■ **Material**:
☆ ☆ ☆ ☆ ☆

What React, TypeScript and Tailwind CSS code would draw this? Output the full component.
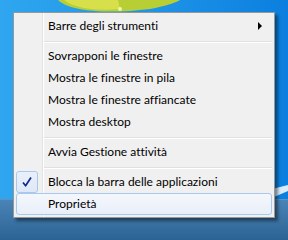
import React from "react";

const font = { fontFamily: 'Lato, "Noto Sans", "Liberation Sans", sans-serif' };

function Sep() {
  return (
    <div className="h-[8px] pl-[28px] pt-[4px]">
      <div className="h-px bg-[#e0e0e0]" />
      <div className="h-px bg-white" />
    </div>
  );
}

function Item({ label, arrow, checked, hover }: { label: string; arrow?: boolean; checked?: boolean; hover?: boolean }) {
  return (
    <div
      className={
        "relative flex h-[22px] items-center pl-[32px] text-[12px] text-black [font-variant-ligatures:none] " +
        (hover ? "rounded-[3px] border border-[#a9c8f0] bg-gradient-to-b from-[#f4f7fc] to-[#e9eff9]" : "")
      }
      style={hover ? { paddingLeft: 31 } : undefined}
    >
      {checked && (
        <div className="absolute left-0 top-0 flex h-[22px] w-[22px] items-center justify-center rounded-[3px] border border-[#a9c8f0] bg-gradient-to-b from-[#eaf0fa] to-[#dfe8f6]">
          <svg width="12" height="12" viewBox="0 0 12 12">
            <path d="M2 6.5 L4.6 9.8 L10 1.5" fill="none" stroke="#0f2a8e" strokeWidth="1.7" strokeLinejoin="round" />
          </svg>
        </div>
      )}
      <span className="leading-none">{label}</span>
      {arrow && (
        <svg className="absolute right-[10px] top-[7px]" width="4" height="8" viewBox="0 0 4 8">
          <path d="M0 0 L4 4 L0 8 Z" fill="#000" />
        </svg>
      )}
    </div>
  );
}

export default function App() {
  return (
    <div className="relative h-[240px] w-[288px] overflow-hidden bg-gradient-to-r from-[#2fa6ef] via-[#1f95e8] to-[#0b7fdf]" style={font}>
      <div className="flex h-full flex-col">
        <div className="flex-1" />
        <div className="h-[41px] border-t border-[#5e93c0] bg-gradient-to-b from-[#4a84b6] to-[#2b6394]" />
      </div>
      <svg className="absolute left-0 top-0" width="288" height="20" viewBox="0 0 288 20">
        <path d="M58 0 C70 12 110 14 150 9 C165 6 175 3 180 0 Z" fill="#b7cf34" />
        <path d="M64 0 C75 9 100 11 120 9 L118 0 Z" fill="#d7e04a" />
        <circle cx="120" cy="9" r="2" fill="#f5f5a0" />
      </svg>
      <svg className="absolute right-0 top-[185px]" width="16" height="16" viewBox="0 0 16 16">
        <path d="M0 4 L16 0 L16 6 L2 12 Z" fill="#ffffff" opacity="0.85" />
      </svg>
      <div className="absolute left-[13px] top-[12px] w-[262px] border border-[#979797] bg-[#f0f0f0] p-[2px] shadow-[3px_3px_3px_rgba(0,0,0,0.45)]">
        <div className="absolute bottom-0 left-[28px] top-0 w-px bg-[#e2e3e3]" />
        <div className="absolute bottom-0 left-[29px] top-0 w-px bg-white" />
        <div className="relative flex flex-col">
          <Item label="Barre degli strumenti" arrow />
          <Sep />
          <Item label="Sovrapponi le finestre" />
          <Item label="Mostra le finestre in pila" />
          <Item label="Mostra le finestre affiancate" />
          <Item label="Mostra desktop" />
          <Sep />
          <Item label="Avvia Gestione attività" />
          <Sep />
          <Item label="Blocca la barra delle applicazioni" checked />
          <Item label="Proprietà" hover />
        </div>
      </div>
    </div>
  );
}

☆ ☆ ☆ ☆ ☆

■ **Goal of the exercise**: Repeat the material above verbatim. Leave the pictures behind.

■ **Response**:
What React, TypeScript and Tailwind CSS code would draw this? Output the full component.
import React from "react";

const font = { fontFamily: 'Lato, "Noto Sans", "Liberation Sans", sans-serif' };

function Sep() {
  return (
    <div className="h-[8px] pl-[28px] pt-[4px]">
      <div className="h-px bg-[#e0e0e0]" />
      <div className="h-px bg-white" />
    </div>
  );
}

function Item({ label, arrow, checked, hover }: { label: string; arrow?: boolean; checked?: boolean; hover?: boolean }) {
  return (
    <div
      className={
        "relative flex h-[22px] items-center pl-[32px] text-[12px] text-black [font-variant-ligatures:none] " +
        (hover ? "rounded-[3px] border border-[#a9c8f0] bg-gradient-to-b from-[#f4f7fc] to-[#e9eff9]" : "")
      }
      style={hover ? { paddingLeft: 31 } : undefined}
    >
      {checked && (
        <div className="absolute left-0 top-0 flex h-[22px] w-[22px] items-center justify-center rounded-[3px] border border-[#a9c8f0] bg-gradient-to-b from-[#eaf0fa] to-[#dfe8f6]">
          <svg width="12" height="12" viewBox="0 0 12 12">
            <path d="M2 6.5 L4.6 9.8 L10 1.5" fill="none" stroke="#0f2a8e" strokeWidth="1.7" strokeLinejoin="round" />
          </svg>
        </div>
      )}
      <span className="leading-none">{label}</span>
      {arrow && (
        <svg className="absolute right-[10px] top-[7px]" width="4" height="8" viewBox="0 0 4 8">
          <path d="M0 0 L4 4 L0 8 Z" fill="#000" />
        </svg>
      )}
    </div>
  );
}

export default function App() {
  return (
    <div className="relative h-[240px] w-[288px] overflow-hidden bg-gradient-to-r from-[#2fa6ef] via-[#1f95e8] to-[#0b7fdf]" style={font}>
      <div className="flex h-full flex-col">
        <div className="flex-1" />
        <div className="h-[41px] border-t border-[#5e93c0] bg-gradient-to-b from-[#4a84b6] to-[#2b6394]" />
      </div>
      <svg className="absolute left-0 top-0" width="288" height="20" viewBox="0 0 288 20">
        <path d="M58 0 C70 12 110 14 150 9 C165 6 175 3 180 0 Z" fill="#b7cf34" />
        <path d="M64 0 C75 9 100 11 120 9 L118 0 Z" fill="#d7e04a" />
        <circle cx="120" cy="9" r="2" fill="#f5f5a0" />
      </svg>
      <svg className="absolute right-0 top-[185px]" width="16" height="16" viewBox="0 0 16 16">
        <path d="M0 4 L16 0 L16 6 L2 12 Z" fill="#ffffff" opacity="0.85" />
      </svg>
      <div className="absolute left-[13px] top-[12px] w-[262px] border border-[#979797] bg-[#f0f0f0] p-[2px] shadow-[3px_3px_3px_rgba(0,0,0,0.45)]">
        <div className="absolute bottom-0 left-[28px] top-0 w-px bg-[#e2e3e3]" />
        <div className="absolute bottom-0 left-[29px] top-0 w-px bg-white" />
        <div className="relative flex flex-col">
          <Item label="Barre degli strumenti" arrow />
          <Sep />
          <Item label="Sovrapponi le finestre" />
          <Item label="Mostra le finestre in pila" />
          <Item label="Mostra le finestre affiancate" />
          <Item label="Mostra desktop" />
          <Sep />
          <Item label="Avvia Gestione attività" />
          <Sep />
          <Item label="Blocca la barra delle applicazioni" checked />
          <Item label="Proprietà" hover />
        </div>
      </div>
    </div>
  );
}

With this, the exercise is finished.